Table 8 Temporal transferability
Table 9 Spatial transferability

From Table 8, it is observed that the temporal transferability of the joint models is generally higher than that of the base model in terms of the joint log-likelihoods and the root mean square errors (RMSE) with respect to the zonal CDR trips. Among the three joint models, Model 3 offers the best transferability, however, Model 2 gives the best prediction at the disaggregate level in both the estimation and the application contexts.

For spatial transferability, we tested both directions of model transfer. It may be noted that the general interpretation of the base model parameters for each group of zones did not change. From Table 9, it is again observed that the joint models are generally more transferrable compared to the base model in terms of the joint log-likelihoods and the root mean square errors for both directions.

In this particular case, it is observed that Model 2 gave the best disaggregate prediction for the zone group 1–2 transfer direction, while Model 1 gave the best disaggregate prediction for the reverse transfer direction.

An important point worth mentioning is that the superior performance of the base model at the disaggregate level is expected as it was designed to fit the travel survey data alone, but as mentioned earlier, this could be prone to reporting errors and hence less dependable.

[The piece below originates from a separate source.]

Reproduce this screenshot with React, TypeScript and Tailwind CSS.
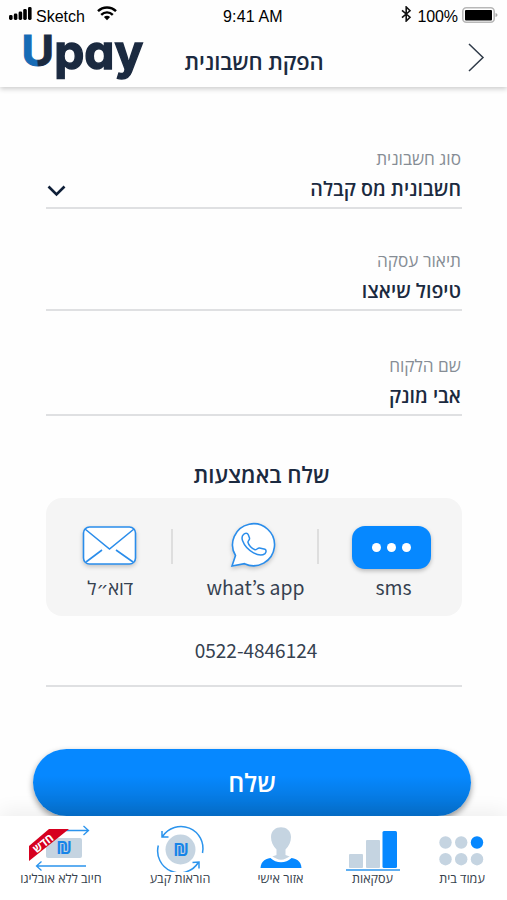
import React from "react";

const HEB = "font-['Open_Sans','Noto_Sans','DejaVu_Sans',sans-serif]";
const LAT = "font-['Noto_Sans_CJK_JP','Noto_Sans',sans-serif]";

function StatusBar() {
  return (
    <div className="flex h-8 shrink-0 items-center pt-px pl-[9px] pr-[9px] font-['Liberation_Sans',Arial,sans-serif] text-black">
      <div className="flex w-[200px] items-center">
        <svg width="24" height="14" viewBox="0 0 24 14" className="-mt-[5px]">
          <rect x="0" y="8" width="3.6" height="5" rx="1.4" />
          <rect x="4.8" y="6.5" width="3.6" height="6.5" rx="1.4" />
          <rect x="9.6" y="4.5" width="3.6" height="8.5" rx="1.4" />
          <rect x="14.2" y="2" width="3.6" height="11" rx="1.4" />
          <rect x="19" y="0" width="3.6" height="13" rx="1.4" />
        </svg>
        <span className="ml-[3px] text-[16px] leading-4">Sketch</span>
        <svg width="20" height="15" viewBox="0 0 20 15" className="-mt-[7px] ml-[12px]" fill="none" stroke="#000" strokeWidth="2.4">
          <path d="M1 5.2C6 .2 14 .2 19 5.2" />
          <path d="M4.2 8.8C7.5 5.5 12.5 5.5 15.8 8.8" />
          <path d="M6.9 11.1Q10 8.4 13.1 11.1L10 14.2Z" fill="#000" stroke="none" />
        </svg>
      </div>
      <span className="ml-[14px] w-[70px] whitespace-nowrap text-[16px] leading-4 tracking-[0.15px]">9:41 AM</span>
      <div className="ml-auto flex items-center">
        <svg width="11" height="16" viewBox="0 0 11 16" className="-mt-[6px]" fill="none" stroke="#111" strokeWidth="1.6">
          <path d="M1 4.3L9 11.2L5.2 15V1L9 4.8L1 11.7" />
        </svg>
        <span className="ml-[5px] text-[16px] leading-4 tracking-[-0.1px]">100%</span>
        <svg width="36" height="18" viewBox="0 0 36 18" className="-mt-[4px] ml-[4px]">
          <rect x=".8" y="1.8" width="31.4" height="14.4" rx="3.5" fill="#fff" stroke="#b8b8b8" strokeWidth="1.6" />
          <rect x="3" y="4" width="27" height="10.5" rx="1" />
          <path d="M33.5 7v4q2-.5 2-2t-2-2" fill="#aaa" />
        </svg>
      </div>
    </div>
  );
}

function Logo() {
  return (
    <svg width="130" height="54" viewBox="0 0 130 54" className="overflow-visible font-['Inter',sans-serif] font-bold [font-feature-settings:'cv11']">
      <defs>
        <linearGradient id="u" gradientUnits="userSpaceOnUse" x1="0" y1="4" x2="30" y2="0">
          <stop offset=".36" stopColor="#176bb5" />
          <stop offset=".42" stopColor="#1b2a40" />
        </linearGradient>
      </defs>
      <text x="-0.500" y="34" fontSize="43" fill="url(#u)" stroke="url(#u)" strokeWidth="1" textLength="32.500" lengthAdjust="spacingAndGlyphs">U</text>
      <text transform="translate(0 36.500) scale(1 1.18)" x="32.200" y="0" fontSize="41" fill="#1b2a40" stroke="#1b2a40" strokeWidth="1.2" textLength="89" lengthAdjust="spacingAndGlyphs">pay</text>
    </svg>
  );
}

function Header() {
  return (
    <header className="flex h-[55px] shrink-0 pl-[22px] pr-[22px] shadow-[0_2px_5px_rgba(0,0,0,0.2)] [clip-path:inset(0_0_-12px_0)]">
      <Logo />
      <h1 dir="rtl" className={`${HEB} mt-[15px] ml-[32px] w-[140px] whitespace-nowrap text-center text-[22px] leading-7 font-semibold tracking-[-0.1px] text-[#1b2a40]`}>
        הפקת חשבונית
      </h1>
      <svg width="18" height="30" viewBox="0 0 18 30" className="ml-auto mt-[11px]" fill="none" stroke="#303b49" strokeWidth="1.5">
        <path d="M2 1L16 14.5L2 28" />
      </svg>
    </header>
  );
}

function Field({ label, value, select }: { label: string; value: string; select?: boolean }) {
  return (
    <div className="h-[61px] border-b-2 border-[#dfe0e2]">
      <div dir="rtl" className={`${HEB} h-[25px] pr-px text-[17.2px] leading-[22px] text-[#868d95]`}>{label}</div>
      <div className="flex h-[32px] items-center justify-between pr-px">
        <span className="pt-[4px]">
          {select && (
            <svg width="20" height="12" viewBox="0 0 20 12" fill="none" stroke="#0f1f38" strokeWidth="2.6" className="ml-px">
              <path d="M1.5 1.5L9.5 9.5L17.5 1.5" />
            </svg>
          )}
        </span>
        <span dir="rtl" className={`${HEB} text-[19.6px] leading-8 font-semibold text-[#1b2a40]`}>{value}</span>
      </div>
    </div>
  );
}

function Channels() {
  return (
    <div className="flex h-[118px] shrink-0 rounded-2xl bg-[#f5f5f5] text-[#354150]">
      <div className="flex w-[125px] flex-col items-center pt-[26px] pl-[3px]">
        <svg width="56" height="44" viewBox="0 0 56 44" fill="none" stroke="#2a8deb" strokeWidth="1.6" className="drop-shadow-[0_2px_2px_rgba(0,0,0,0.2)]">
          <rect x="1.5" y="3" width="52" height="37" rx="6" fill="#fff" />
          <path d="M3 5L27.500 25L52 5M4 38L20 26M51 38L34 26" />
        </svg>
        <div dir="rtl" className={`${HEB} mt-[8px] text-[19px] leading-6 tracking-[-0.3px]`}>דוא״ל</div>
      </div>
      <div className="mt-[31px] h-[35px] w-[2px] bg-[#dedede]" />
      <div className="flex w-[144px] flex-col items-center pt-[23px] pl-[21px]">
        <svg width="48" height="48" viewBox="0 0 48 48" fill="none" stroke="#2a8deb" strokeWidth="1.6" className="-ml-[6px] drop-shadow-[0_2px_2px_rgba(0,0,0,0.2)]">
          <path fill="#fff" d="M3 45L6.500 34.500A21 21 0 1 1 15.500 42.700Z" />
          <path strokeWidth="1.5" d="M14.500 13.500C16 11.800 18.500 11.800 19.300 13.700L20.500 17C21 18.600 19 19.700 18.900 21.200C19.500 24.200 23 27.700 26 28.800C27.500 29.300 28.500 26.800 30.500 27L36 28.200C37.600 28.800 37.200 31.400 36 32.600C33 35 28.500 34 24.500 31.800C19.500 29 15.300 24.500 13.500 19.500C12.700 17.200 13 15 14.500 13.500Z" />
        </svg>
        <div className={`${LAT} mt-[4px] whitespace-nowrap text-[19.4px] leading-7`}>what’s app</div>
      </div>
      <div className="mt-[31px] h-[35px] w-[2px] bg-[#dedede]" />
      <div className="flex w-[142px] flex-col items-center pt-[28px] pl-[3px]">
        <div className="flex h-[43px] w-[79px] items-center justify-center gap-[6px] rounded-[13px] bg-[#0688ff] shadow-[0_2px_4px_rgba(0,0,0,0.25)]">
          <i className="size-[9px] rounded-full bg-white" />
          <i className="size-[9px] rounded-full bg-white" />
          <i className="size-[9px] rounded-full bg-white" />
        </div>
        <div className={`${LAT} mt-[4px] pl-[4px] text-[19.4px] leading-7`}>sms</div>
      </div>
    </div>
  );
}

function NavItem({ label, className, children }: { label: string; className: string; children: React.ReactNode }) {
  return (
    <div className={`flex flex-col items-center pt-[8px] ${className}`}>
      {children}
      <div dir="rtl" className={`${HEB} -mt-px whitespace-nowrap text-[12.6px] leading-4 text-[#35414c]`}>{label}</div>
    </div>
  );
}

function BottomNav() {
  return (
    <nav className="relative flex h-[84px] shrink-0 bg-white pl-[1px] shadow-[0_-6px_18px_rgba(0,0,0,0.06)]">
      <NavItem label="חיוב ללא אובליגו" className="w-[120px]">
        <svg width="66" height="48" viewBox="0 0 66 48" className="font-['Open_Sans','DejaVu_Sans',sans-serif]">
          <rect x="18" y="14" width="36" height="20" rx="2" fill="#c5d4e1" />
          <path d="M38 6.500H60M55.500 2L60.500 6.500L55.500 11M58 42H9M13.500 37.500L8.500 42L13.500 46.500" fill="none" stroke="#2b94ed" strokeWidth="1.3" />
          <path d="M21 5H41L1 37V22Z" fill="#d6001f" />
          <text x="36" y="30" textAnchor="middle" fontSize="17" fontWeight="700" fill="#1684e8">₪</text>
          <text transform="translate(17.500 22.500) rotate(-38)" textAnchor="middle" fontSize="11.500" fontWeight="700" fill="#fff">חדש</text>
        </svg>
      </NavItem>
      <NavItem label="הוראות קבע" className="w-[118px]">
        <svg width="50" height="48" viewBox="0 0 50 48" className="font-['Open_Sans','DejaVu_Sans',sans-serif]">
          <circle cx="25.500" cy="25.500" r="15" fill="#c5d4e1" />
          <g fill="none" stroke="#2b94ed" strokeWidth="1.5">
            <path d="M47.500 29A22 22 0 0 0 7.500 12.500M7 7V13H13.500" />
            <path d="M3.300 21.500A22 22 0 0 0 43 39M37.500 38.500L44 38V44.500" />
          </g>
          <text x="26" y="32" textAnchor="middle" fontSize="17" fontWeight="700" fill="#1684e8">₪</text>
        </svg>
      </NavItem>
      <NavItem label="אזור אישי" className="w-[83px]">
        <svg width="44" height="48" viewBox="0 0 44 48">
          <path d="M1.500 44C2 36.500 7 34.500 14 33.500H30C37 34.500 42 36.500 42.500 44Z" fill="#0688ff" />
          <path d="M12 33L17.500 31V25.500C14 22 12 18 12 13C12 0 32 0 32 13C32 18 30 22 26.500 25.500V31L32 33C29 38 15 38 12 33Z" fill="#c5d4e1" />
          <path d="M11.500 32.500Q22 41.500 32.500 32.500" fill="none" stroke="#fff" strokeWidth="2.500" />
        </svg>
      </NavItem>
      <NavItem label="עסקאות" className="w-[101px]">
        <svg width="54" height="48" viewBox="0 0 54 48">
          <rect x="3" y="30" width="14" height="14" rx="1" fill="#c5d4e1" />
          <rect x="20" y="16" width="14" height="28" rx="1" fill="#c5d4e1" />
          <rect x="36.500" y="7" width="14.500" height="37" rx="1.500" fill="#0688ff" />
          <path d="M0 46H54" stroke="#2b94ed" strokeWidth="1.600" />
        </svg>
      </NavItem>
      <NavItem label="עמוד בית" className="w-[78px]">
        <svg width="46" height="48" viewBox="0 0 46 48" fill="#c5d4e1">
          <circle cx="6.500" cy="18.500" r="6.200" />
          <circle cx="22.200" cy="18.500" r="6.200" />
          <circle cx="38" cy="18.500" r="6.200" fill="#0688ff" />
          <circle cx="6.500" cy="35.200" r="6.200" />
          <circle cx="22.200" cy="35.200" r="6.200" />
          <circle cx="38" cy="35.200" r="6.200" />
        </svg>
      </NavItem>
    </nav>
  );
}

export default function App() {
  return (
    <div className="flex h-[900px] w-[507px] flex-col overflow-hidden bg-[#fefefe]">
      <StatusBar />
      <Header />
      <main className="flex flex-1 flex-col pl-[46px] pr-[45px] pt-[61px]">
        <Field label="סוג חשבונית" value="חשבונית מס קבלה" select />
        <div className="h-[41px]" />
        <Field label="תיאור עסקה" value="טיפול שיאצו" />
        <div className="h-[44px]" />
        <Field label="שם הלקוח" value="אבי מונק" />
        <h2 dir="rtl" className={`${HEB} mt-[43px] mb-[7px] pl-[15px] text-center text-[22.2px] leading-8 font-semibold text-[#1b2a40]`}>
          שלח באמצעות
        </h2>
        <Channels />
        <div className={`${LAT} mt-[18px] h-[53px] border-b-2 border-[#dfe0e2] pl-[4px] text-center text-[19px] leading-[32px] text-[#354150]`}>0522-4846124</div>
        <button className={`${HEB} -ml-[13px] -mr-[9px] mt-[62px] h-[67px] shrink-0 rounded-full bg-gradient-to-b from-[#0688ff] from-40% to-[#0670cd] text-[25px] font-semibold text-white shadow-[0_3px_6px_rgba(0,0,0,0.4)]`}>
          שלח
        </button>
      </main>
      <BottomNav />
    </div>
  );
}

From the results, it is clear that Model 3 gives the best overall spatial and temporal transferability, however, the disaggregate performance of Models 1 and 2 as highlighted above shows that these parameter scaling approaches offer some benefits as well. These results present initial efforts to exploit the benefits of both household travel survey and mobile phone data to optimise the performance of travel behaviour models, and there is a need for further research using data from different contexts to investigate the different parameter scaling approaches in further detail.

Model comparison in forecasting

To test the sensitivity of the models to forecasting, the base model and the different joint models have been applied to the 2019 household survey data and the predictive measures of fit for the different models have been compared. The following three performance indicators have been used in this regard:

  • Root Mean Square Error (RMSE), which has been obtained by comparing the modelled and the actual total trip productions associated with the 2019 sample data for each TAZ using the base and joint model parameters (pre-estimated using the 2010 data).

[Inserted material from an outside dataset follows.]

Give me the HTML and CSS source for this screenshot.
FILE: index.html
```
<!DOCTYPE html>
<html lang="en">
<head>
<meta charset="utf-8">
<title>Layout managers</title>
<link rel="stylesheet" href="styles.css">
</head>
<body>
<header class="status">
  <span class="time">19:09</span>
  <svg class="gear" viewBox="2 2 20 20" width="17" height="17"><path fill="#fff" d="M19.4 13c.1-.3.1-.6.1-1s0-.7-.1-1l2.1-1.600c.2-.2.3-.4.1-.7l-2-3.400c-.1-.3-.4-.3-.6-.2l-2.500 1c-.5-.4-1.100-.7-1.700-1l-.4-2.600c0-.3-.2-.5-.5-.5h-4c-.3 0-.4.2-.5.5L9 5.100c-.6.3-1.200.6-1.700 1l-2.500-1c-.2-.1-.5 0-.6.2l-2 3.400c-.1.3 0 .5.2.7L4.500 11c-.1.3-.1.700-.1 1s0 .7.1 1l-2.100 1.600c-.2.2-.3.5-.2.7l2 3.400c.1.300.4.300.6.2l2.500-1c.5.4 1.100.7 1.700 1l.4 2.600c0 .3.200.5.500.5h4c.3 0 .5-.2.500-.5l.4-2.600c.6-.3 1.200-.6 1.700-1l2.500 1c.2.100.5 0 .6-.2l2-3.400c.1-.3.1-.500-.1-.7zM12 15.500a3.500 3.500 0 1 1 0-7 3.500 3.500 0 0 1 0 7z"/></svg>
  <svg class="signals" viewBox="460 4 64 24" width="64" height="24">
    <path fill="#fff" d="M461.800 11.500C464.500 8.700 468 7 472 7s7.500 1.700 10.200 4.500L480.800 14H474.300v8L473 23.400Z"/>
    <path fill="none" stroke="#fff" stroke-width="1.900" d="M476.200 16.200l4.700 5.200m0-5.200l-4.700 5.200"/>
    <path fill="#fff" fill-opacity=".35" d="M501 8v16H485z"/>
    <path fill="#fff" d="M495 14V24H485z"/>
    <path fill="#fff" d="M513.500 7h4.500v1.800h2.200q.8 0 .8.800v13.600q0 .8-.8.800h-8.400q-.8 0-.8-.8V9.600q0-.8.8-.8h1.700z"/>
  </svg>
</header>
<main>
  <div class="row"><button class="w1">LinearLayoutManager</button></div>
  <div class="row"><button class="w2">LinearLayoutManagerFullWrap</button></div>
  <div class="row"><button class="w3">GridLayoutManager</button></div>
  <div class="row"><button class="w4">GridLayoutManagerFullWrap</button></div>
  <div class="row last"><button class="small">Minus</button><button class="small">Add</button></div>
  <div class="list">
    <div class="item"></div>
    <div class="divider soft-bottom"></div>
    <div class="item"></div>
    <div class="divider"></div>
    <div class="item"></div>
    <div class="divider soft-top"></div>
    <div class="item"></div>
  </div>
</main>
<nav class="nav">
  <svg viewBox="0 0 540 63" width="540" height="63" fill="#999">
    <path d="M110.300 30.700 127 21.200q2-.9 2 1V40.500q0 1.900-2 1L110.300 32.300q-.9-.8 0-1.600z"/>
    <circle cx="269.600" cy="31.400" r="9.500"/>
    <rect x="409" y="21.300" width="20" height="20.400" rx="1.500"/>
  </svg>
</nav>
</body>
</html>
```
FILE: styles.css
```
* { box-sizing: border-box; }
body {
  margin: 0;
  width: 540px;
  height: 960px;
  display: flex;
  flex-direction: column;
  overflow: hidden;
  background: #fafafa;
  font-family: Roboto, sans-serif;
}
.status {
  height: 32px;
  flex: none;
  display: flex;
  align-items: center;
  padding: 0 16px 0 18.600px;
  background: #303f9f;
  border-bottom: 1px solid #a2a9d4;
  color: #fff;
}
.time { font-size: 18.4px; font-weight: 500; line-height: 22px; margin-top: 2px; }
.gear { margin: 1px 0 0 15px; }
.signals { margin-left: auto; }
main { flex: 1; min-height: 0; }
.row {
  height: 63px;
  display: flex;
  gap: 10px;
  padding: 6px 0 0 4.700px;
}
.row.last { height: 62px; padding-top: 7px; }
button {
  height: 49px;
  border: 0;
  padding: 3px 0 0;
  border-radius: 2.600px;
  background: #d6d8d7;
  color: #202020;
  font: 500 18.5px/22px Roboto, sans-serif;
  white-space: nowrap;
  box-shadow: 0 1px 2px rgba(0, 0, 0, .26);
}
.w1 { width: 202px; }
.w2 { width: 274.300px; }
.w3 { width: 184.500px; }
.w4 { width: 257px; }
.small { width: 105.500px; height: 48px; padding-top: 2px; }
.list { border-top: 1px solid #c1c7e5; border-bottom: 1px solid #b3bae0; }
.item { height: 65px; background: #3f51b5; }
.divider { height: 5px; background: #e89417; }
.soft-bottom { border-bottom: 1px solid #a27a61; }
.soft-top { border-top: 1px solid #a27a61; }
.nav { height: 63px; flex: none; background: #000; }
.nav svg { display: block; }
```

  • Average probability of correct prediction, which has been obtained by computing the mean probability of success for the 2019 sample data using the pre-estimated base and joint model parameters (pre-estimated using the 2010 data).

  • The predictive adjusted-rho square, which has been obtained using the adjusted rho-square equation below for the pre-estimated base and the joint models;

$$\rho_{adj}^{2} = 1 - \frac{LL\left( F \right) - k}{LL\left( 0 \right)}$$
(11)

where \(k\) is the number of model parameters, \(LL\left( F \right)\) and \(LL\left( 0 \right)\) are the values of the log-likelihood function at convergence and at zero respectively.

Table 10 summarises the calculated predictive measures of fit on the 2019 forecasting sample for the base model and the different joint models.

Table 10 Predictive measure of fit on the 2019 forecasting sample

From Table 10, it is observed that overall the joint models generally perform better than the base model in forecasting at both the aggregate and disaggregate levels. Among the three joint models, it is observed that Model 3 gives the best performance in terms of both the Root Mean Square Error and the average probability of correct prediction, while giving the least performance in terms of the predictive adjusted rho-square. However, from a forecasting point of view, aggregate performance is more critical, and Model 3 would offer more benefits.

Summary and conclusions

This paper started by highlighting the reporting errors and sampling bias associated with household travel survey data, and how these could lead to biased model parameters (e.g. Rolstad et al. 2011; Groves 2006). The paper outlines the possible consequences of such issues in the context of trip generation, where the estimated models would misrepresent the distribution of the aggregate travel demand across zones.

Although traditional travel surveys are increasingly being replaced by smartphone based surveys, which alleviate the issue of misreporting of trips, issues with sample representativeness and size remain, as well as the issue of encouraging respondents to provide a sufficiently long stream of data. On the other hand, while mobile phone call detail record (CDR) data is widely available, large in size and more representative, it is lacking information on core causal variables.

The paper demonstrates the feasibility of a joint modelling framework to find the best fit at the joint level (i.e. between the aggregate and disaggregate levels) by combining household travel survey, census, and CDR data. The census data is crucial in creating a bridge between the two other data sources. The joint modelling framework operates by adjusting the parameter scale(s) of a pre-estimated base model to jointly optimise the prediction accuracy with respect to the reported trips in travel survey data and the zonal aggregate trip productions derived from CDR data. Three different approaches of parameter scaling were investigated (i.e. uniform, alternative specific, and variable specific scaling corresponding to joint models 1, 2, and 3 respectively). All the three joint models were found to have higher temporal and spatial transferability, as well as better forecasting performance compared to the base model which relies on household travel survey data alone, thus making them more reliable. Although variable specific scaling (Model 3) produced the best overall results, there is a need for further research using data from different contexts to investigate if this finding is universally applicable. In particular, in this case, we did not have any independent measure to confirm that either of the data represented the ground truth which prompted us to give equal weight to the two types of data. This may not be the case in all contexts. More work is also needed on how to specify the joint likelihood combining the information from the two types of data and investigating the impact of the distribution of the error term, potential spatial correlation, etc.

Although the proposed framework has been tested in the context of trip generation, it has potential benefits in improving the modelling of the other transport choices (such as mode choice, route choice, departure time choice etc.). We conclude that the results of this study serve as a proof-of-concept that mobile phone data can be fused with traditional data sources to improve the temporal and spatial transferability of models. This approach is particularly important in the context of developing countries where reliable traditional data sources are scarce, and models making use of low-cost passive data to enhance their temporal and spatial transferability are invaluable.